The 7 Deadly Wastes are:

  1. Transport: Moving product unnecessarily
  2. Inventory: Missing materials critical to process
  3. Motion: Moving people unnecessarily
  4. Waiting: Stopping processes due to bottlenecks
  5. Overproduction: Processing parts not needed yet
  6. Over-Processing: Delays due to equipment issues
  7. Defects: Making mistakes that must be corrected

These can be remembered as “TIM WOOD”; a vile thief you should avoid!

You may already be living your life lean. For example, when you come home with a truckload of groceries, you face two options:

  1. Take two trips to carry in the groceries
  2. Push yourself to bring them all in at once!

If you chose option 2, you avoided a wasted Motion from making two trips! You’ve saved yourself some time living lean!
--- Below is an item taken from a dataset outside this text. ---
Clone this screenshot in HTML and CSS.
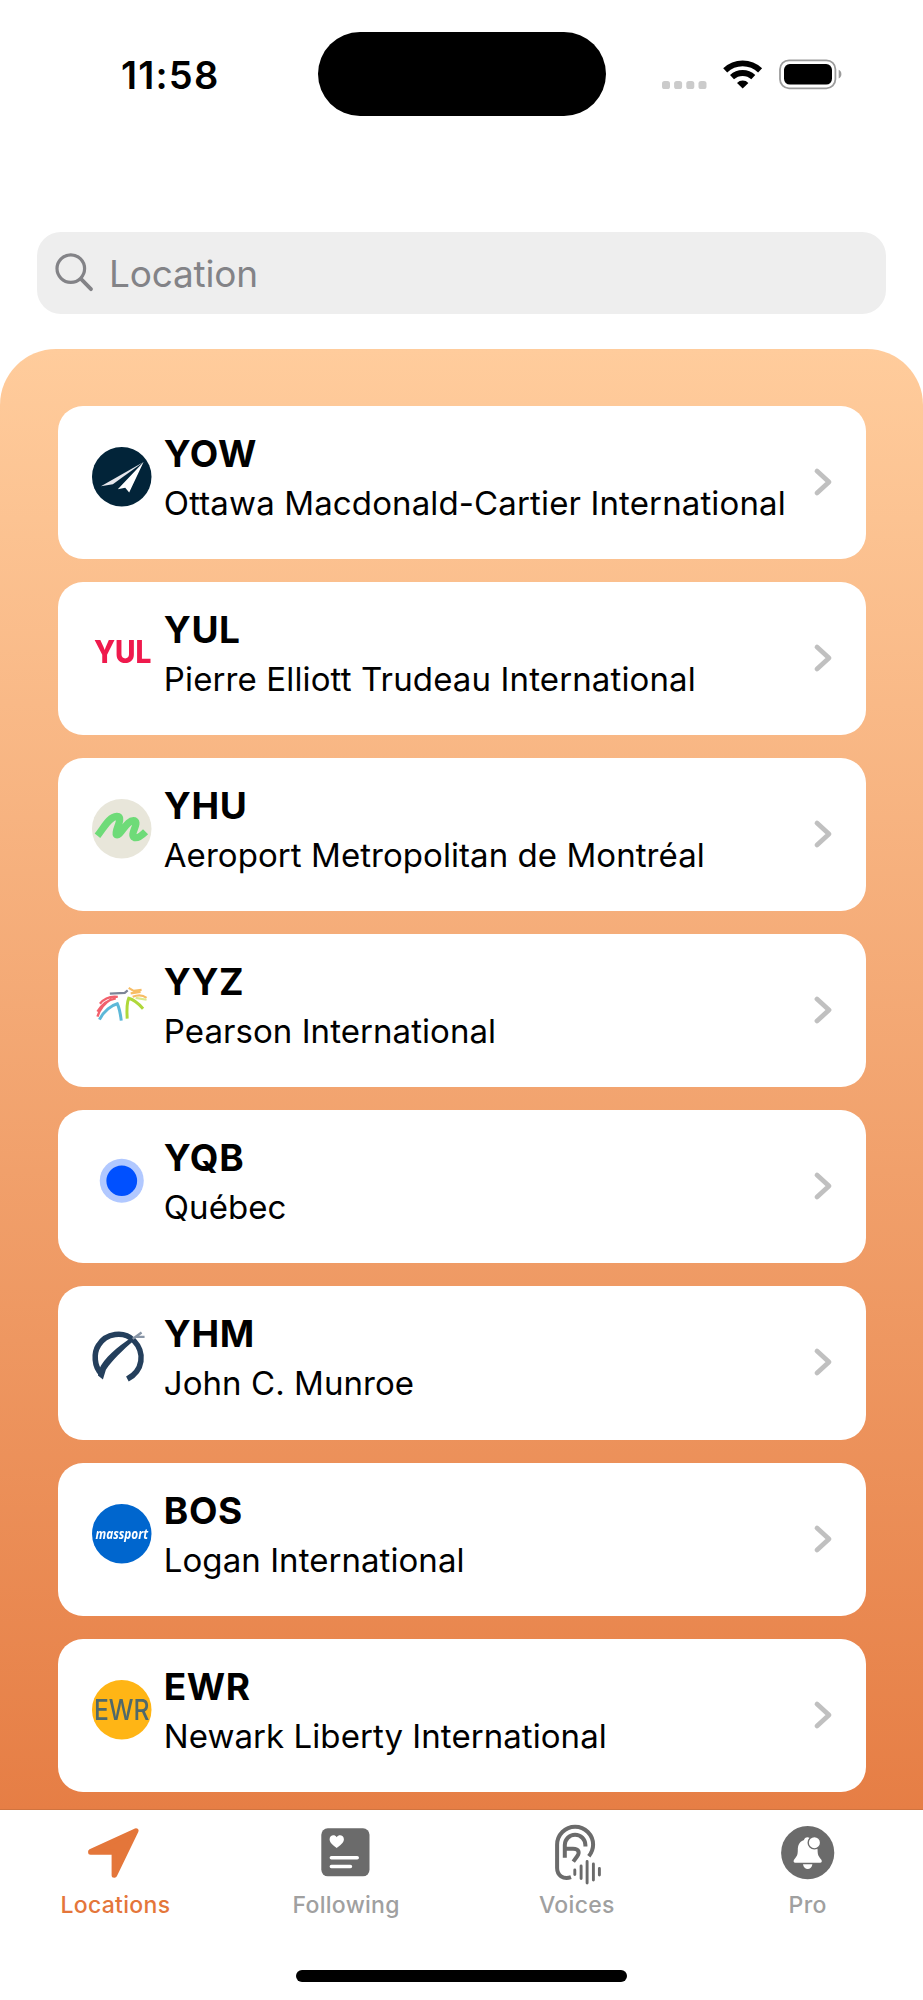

This may seem like a small gain, but living with continuous improvement builds on good habits and maximizes our limited resources.

Lean Activities

Even if something works, there are always opportunity for improvements.

  1. 5S Methodology: Organize your space and mind to remove the clutter
  2. Gemba walk: Review your schedule through a critical lens
  3. Kanban: Organize your workflow
  4. Kaizen: Buckle down and make it happen!